◆ **DATA SHOWN**:
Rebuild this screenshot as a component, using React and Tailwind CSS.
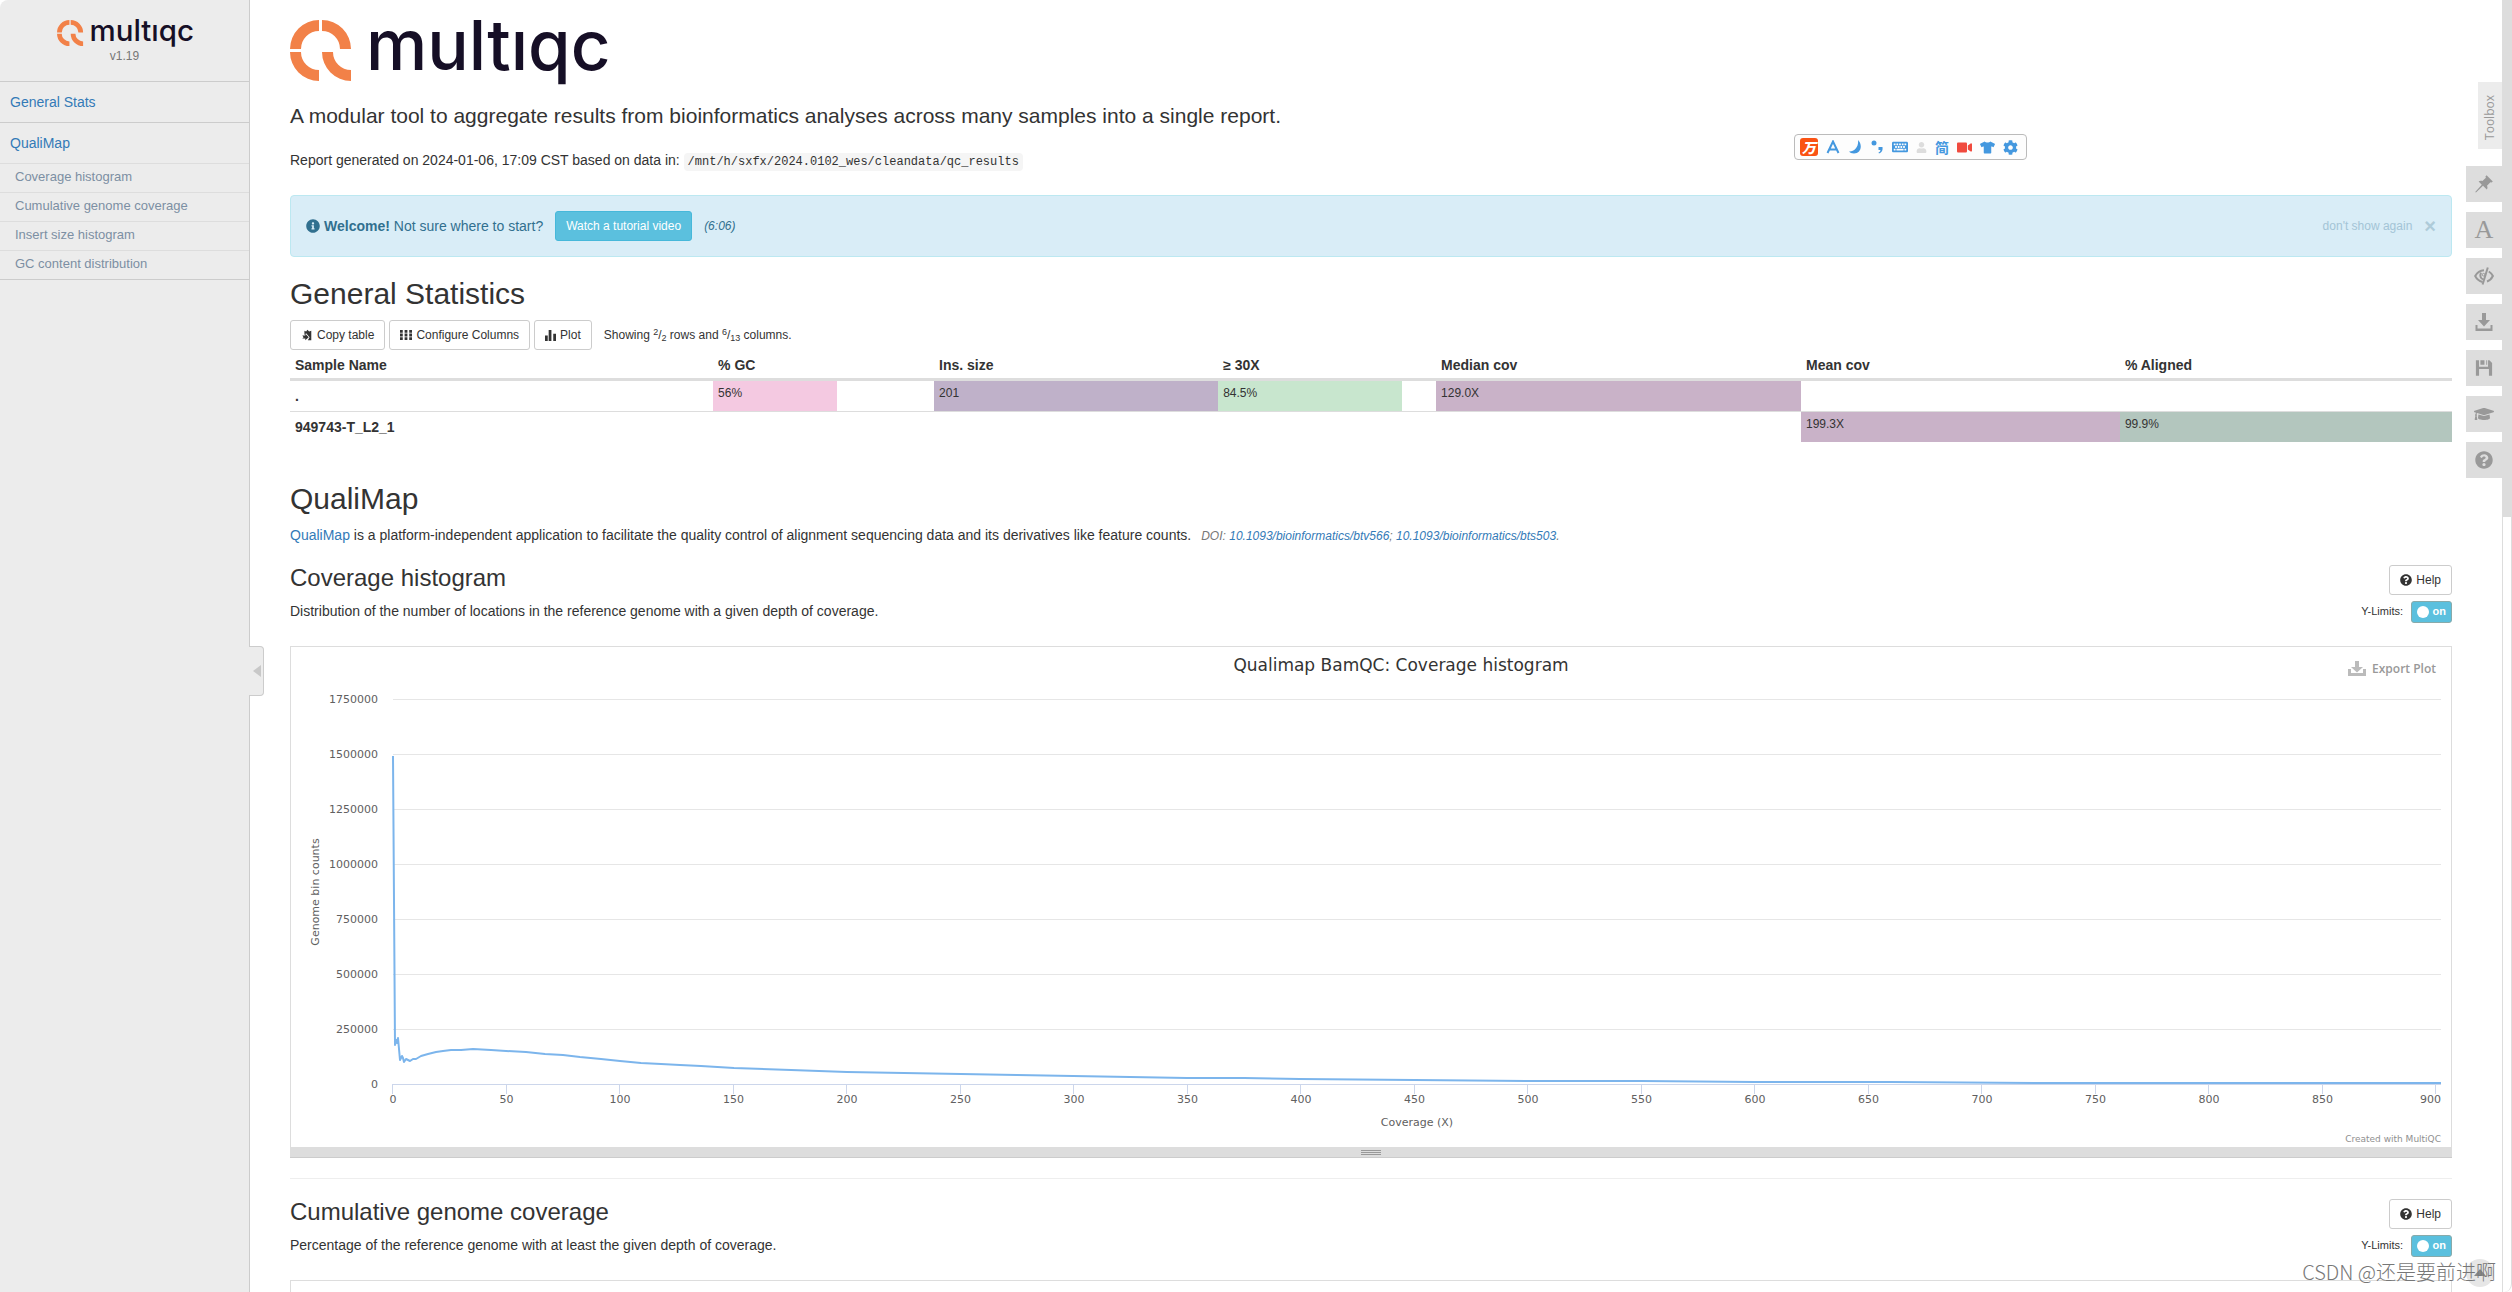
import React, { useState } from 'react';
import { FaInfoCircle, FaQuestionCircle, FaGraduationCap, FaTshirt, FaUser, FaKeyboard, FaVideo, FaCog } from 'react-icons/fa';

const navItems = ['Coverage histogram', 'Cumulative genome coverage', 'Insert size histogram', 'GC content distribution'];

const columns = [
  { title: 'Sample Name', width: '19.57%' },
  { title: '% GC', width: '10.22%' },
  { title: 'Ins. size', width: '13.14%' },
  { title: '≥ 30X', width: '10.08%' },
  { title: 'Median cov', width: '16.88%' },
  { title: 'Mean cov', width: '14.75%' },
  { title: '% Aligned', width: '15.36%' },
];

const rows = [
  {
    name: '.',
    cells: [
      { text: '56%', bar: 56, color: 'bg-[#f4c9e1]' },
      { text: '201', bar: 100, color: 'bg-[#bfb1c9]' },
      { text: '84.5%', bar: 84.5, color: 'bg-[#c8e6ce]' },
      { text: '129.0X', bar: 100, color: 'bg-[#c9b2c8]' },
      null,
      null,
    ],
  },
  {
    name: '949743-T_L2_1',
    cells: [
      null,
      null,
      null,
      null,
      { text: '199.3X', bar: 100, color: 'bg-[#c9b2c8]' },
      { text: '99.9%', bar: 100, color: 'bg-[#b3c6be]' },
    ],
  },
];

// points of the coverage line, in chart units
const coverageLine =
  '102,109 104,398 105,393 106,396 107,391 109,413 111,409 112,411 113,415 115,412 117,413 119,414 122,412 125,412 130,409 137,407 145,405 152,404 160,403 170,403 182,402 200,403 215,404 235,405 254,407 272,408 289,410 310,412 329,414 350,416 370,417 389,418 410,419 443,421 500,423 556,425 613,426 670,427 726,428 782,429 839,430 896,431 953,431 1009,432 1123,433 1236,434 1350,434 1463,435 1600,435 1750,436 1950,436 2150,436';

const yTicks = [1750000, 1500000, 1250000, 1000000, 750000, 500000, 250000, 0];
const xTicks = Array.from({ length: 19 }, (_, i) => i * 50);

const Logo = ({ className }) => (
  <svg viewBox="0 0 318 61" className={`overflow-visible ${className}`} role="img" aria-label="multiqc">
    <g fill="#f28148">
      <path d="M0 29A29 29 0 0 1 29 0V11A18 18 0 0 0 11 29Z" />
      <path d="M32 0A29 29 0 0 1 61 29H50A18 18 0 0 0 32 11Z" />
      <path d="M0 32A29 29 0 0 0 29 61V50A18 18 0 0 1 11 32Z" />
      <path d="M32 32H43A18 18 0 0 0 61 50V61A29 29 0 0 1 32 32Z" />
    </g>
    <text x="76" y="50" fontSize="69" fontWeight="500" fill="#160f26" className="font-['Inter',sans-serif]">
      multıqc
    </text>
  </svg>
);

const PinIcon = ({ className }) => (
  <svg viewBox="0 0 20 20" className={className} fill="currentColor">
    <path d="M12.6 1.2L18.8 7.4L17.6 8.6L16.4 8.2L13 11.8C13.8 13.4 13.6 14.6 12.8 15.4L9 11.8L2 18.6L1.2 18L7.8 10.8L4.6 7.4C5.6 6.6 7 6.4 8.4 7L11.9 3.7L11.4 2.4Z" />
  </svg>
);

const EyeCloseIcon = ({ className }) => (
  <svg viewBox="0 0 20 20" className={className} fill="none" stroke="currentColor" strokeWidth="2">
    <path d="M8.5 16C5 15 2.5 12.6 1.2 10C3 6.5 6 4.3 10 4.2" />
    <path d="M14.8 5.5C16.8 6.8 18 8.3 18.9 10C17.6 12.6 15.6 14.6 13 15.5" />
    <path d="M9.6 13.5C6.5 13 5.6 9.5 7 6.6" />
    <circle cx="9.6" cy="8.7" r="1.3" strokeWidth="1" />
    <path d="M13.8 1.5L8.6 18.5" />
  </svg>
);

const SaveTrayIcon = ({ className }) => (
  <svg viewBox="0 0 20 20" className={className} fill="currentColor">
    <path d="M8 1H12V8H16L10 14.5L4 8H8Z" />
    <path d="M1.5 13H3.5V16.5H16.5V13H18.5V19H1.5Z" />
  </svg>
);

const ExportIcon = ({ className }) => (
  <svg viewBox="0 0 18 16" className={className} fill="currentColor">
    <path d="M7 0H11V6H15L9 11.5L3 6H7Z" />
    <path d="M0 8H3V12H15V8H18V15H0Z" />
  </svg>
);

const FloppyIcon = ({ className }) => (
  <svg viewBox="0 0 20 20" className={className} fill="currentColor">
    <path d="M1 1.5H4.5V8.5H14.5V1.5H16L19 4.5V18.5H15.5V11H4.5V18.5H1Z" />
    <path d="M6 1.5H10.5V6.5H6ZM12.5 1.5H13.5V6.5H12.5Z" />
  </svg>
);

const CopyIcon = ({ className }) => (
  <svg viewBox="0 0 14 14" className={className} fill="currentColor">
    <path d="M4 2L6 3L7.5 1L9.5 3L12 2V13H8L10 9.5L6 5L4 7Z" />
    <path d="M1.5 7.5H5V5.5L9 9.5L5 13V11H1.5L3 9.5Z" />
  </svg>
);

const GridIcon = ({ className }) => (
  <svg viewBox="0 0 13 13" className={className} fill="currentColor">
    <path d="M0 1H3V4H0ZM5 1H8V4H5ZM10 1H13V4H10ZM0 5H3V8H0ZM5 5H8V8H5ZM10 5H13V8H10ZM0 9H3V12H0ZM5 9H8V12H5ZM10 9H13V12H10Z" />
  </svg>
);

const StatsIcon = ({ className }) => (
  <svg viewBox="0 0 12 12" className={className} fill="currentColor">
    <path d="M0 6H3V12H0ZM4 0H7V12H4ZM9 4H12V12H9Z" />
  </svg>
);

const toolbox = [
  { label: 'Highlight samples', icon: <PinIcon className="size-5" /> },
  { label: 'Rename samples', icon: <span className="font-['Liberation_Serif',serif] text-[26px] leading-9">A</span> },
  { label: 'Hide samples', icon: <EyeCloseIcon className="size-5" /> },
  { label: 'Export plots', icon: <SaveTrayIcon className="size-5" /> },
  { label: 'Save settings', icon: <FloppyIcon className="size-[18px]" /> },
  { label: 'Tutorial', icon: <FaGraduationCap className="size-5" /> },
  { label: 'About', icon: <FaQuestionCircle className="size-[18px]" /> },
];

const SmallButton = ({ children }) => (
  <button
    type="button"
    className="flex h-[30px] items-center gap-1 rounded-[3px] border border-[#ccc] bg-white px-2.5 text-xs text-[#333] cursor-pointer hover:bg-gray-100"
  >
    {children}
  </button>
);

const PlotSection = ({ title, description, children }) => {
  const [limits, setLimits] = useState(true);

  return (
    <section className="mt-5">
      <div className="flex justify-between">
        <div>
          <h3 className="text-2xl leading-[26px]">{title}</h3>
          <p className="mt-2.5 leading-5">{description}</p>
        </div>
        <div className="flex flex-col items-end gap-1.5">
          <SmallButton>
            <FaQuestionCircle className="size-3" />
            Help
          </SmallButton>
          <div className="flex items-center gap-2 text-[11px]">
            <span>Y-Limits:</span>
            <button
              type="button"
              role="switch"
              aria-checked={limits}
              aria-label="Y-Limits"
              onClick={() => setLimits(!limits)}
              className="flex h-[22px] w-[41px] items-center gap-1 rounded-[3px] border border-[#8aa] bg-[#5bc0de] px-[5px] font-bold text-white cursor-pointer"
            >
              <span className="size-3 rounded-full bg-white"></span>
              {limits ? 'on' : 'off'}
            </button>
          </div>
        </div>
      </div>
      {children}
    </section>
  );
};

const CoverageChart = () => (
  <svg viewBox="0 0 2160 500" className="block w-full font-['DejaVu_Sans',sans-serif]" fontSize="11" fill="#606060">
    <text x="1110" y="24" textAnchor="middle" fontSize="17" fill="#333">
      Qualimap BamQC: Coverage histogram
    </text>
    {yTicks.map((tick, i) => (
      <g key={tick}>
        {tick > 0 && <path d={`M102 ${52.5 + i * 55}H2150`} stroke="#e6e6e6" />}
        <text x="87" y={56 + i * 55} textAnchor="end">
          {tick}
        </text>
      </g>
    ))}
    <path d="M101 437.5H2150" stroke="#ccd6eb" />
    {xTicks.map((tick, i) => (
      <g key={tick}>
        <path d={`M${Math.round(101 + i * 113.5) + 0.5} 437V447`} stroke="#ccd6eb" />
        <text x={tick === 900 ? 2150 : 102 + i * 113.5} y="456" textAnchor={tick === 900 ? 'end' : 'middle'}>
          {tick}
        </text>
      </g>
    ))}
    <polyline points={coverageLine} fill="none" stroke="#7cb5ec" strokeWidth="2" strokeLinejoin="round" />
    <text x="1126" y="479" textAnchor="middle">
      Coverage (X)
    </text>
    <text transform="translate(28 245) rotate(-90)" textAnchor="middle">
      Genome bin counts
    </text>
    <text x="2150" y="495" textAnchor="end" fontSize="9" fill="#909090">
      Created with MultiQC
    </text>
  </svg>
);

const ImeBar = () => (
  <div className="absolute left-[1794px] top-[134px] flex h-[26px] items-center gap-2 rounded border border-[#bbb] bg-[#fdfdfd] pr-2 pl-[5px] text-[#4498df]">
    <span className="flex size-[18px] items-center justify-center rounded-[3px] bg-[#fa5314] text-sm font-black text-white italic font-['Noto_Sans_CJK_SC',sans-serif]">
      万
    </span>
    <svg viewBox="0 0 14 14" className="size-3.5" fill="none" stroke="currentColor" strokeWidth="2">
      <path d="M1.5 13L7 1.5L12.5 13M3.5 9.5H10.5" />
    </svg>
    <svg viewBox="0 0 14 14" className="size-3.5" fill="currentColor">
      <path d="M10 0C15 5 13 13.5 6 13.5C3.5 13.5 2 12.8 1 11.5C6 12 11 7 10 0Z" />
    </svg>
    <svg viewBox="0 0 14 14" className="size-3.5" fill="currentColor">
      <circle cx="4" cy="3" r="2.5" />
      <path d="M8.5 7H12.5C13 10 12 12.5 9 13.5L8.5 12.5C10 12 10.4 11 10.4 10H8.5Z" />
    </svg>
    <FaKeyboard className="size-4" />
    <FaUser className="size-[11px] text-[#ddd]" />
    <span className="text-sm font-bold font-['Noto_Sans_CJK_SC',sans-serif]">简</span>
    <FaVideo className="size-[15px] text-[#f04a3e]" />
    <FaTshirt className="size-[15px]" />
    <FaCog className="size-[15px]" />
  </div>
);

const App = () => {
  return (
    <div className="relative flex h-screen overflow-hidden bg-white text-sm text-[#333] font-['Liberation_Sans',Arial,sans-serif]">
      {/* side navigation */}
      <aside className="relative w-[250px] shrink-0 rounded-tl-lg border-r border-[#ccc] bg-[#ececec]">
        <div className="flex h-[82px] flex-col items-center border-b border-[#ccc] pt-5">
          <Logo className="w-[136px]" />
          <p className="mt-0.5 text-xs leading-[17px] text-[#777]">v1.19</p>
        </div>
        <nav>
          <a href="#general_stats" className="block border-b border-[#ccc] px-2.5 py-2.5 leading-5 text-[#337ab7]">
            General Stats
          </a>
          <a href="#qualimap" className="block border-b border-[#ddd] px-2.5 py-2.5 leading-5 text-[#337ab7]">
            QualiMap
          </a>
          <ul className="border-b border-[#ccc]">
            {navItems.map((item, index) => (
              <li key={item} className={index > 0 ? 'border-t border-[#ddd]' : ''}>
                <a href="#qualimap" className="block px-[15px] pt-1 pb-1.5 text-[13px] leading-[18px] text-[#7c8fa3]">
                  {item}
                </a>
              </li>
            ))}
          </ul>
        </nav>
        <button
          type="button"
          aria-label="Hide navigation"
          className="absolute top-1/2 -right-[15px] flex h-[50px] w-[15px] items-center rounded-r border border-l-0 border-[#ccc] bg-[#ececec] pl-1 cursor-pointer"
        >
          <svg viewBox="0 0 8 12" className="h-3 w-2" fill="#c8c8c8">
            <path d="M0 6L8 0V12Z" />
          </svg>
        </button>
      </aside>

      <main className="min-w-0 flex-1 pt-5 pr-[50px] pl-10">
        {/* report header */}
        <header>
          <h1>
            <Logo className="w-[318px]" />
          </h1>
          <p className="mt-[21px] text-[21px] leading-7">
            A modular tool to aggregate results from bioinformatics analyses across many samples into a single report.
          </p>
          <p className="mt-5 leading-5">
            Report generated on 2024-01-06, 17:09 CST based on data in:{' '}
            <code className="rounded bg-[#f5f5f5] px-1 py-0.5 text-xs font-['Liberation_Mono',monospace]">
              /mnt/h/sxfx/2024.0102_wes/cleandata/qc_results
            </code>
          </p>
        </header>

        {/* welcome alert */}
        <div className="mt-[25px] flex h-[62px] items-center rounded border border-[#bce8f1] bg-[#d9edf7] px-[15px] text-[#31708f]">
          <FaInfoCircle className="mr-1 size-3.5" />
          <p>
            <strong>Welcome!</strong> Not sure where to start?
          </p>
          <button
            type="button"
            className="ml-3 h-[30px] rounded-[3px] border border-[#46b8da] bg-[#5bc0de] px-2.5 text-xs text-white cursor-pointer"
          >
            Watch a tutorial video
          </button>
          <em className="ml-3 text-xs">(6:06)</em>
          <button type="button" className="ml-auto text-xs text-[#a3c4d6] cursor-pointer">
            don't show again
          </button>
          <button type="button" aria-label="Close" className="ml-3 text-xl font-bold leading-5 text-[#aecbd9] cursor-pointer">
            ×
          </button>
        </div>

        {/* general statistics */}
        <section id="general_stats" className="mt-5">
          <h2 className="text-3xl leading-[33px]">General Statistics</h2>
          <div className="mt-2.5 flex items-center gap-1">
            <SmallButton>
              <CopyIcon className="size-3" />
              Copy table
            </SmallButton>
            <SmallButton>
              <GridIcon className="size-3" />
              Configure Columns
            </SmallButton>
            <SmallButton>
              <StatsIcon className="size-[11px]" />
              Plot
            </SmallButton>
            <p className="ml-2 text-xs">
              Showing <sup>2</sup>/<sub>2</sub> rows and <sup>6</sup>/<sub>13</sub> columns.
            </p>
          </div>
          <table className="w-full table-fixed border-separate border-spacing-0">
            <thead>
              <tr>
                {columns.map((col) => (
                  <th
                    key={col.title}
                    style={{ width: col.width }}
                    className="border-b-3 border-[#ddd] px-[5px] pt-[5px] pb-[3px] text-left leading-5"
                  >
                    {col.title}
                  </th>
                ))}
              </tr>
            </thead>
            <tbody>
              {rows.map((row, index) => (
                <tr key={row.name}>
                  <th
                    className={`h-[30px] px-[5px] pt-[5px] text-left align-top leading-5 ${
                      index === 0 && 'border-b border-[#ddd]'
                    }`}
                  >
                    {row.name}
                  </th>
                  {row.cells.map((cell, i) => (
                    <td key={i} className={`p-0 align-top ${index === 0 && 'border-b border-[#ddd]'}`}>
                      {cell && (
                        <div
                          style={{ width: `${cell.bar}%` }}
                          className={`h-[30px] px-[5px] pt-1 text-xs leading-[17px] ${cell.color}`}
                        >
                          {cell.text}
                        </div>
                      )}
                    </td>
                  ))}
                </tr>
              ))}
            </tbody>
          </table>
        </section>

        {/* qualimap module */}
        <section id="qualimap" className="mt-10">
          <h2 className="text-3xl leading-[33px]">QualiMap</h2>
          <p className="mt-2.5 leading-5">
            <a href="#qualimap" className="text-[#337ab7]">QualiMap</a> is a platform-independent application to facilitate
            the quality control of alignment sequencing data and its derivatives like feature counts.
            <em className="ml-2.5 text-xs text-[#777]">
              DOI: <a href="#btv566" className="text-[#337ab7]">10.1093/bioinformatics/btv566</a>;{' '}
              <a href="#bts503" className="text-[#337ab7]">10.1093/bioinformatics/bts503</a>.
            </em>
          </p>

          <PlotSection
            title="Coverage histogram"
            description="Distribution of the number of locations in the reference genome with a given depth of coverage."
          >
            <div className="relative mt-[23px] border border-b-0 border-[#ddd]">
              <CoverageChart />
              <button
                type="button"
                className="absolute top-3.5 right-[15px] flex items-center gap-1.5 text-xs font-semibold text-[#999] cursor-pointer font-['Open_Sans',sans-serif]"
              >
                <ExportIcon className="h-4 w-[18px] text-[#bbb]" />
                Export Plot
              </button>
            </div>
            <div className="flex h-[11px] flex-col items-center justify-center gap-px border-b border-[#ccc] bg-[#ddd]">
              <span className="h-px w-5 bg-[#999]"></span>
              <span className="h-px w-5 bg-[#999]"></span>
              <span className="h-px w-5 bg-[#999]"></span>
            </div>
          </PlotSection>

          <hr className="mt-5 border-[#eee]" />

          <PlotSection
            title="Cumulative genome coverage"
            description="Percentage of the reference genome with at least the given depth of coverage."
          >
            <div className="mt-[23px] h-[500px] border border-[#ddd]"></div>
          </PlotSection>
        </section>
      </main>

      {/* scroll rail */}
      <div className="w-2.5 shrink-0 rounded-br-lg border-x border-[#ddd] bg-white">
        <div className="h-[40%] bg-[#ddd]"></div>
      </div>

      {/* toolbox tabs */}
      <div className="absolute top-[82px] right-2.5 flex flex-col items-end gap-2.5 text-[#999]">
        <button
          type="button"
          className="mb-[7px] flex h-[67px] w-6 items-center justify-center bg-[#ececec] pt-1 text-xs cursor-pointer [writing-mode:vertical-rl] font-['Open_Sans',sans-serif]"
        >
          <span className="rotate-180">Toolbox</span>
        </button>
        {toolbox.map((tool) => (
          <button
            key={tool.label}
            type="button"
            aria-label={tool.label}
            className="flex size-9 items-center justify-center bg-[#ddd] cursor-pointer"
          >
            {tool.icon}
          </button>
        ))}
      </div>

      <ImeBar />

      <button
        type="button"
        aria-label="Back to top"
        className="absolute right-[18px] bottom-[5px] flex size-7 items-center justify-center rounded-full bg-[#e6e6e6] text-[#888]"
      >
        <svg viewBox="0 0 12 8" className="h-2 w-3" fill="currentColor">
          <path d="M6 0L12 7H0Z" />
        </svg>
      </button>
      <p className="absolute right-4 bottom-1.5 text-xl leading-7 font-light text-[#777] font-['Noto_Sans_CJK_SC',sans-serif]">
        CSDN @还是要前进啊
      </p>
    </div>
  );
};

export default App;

◆ **STATED EXERCISE**: Please restate the material above line by line, exactly, beginning at its first line and ending with the line that contains "const navItems = ['Coverage", without any pictures.

◆ **SOLUTION**:
Rebuild this screenshot as a component, using React and Tailwind CSS.
import React, { useState } from 'react';
import { FaInfoCircle, FaQuestionCircle, FaGraduationCap, FaTshirt, FaUser, FaKeyboard, FaVideo, FaCog } from 'react-icons/fa';

const navItems = ['Coverage histogram', 'Cumulative genome coverage', 'Insert size histogram', 'GC content distribution'];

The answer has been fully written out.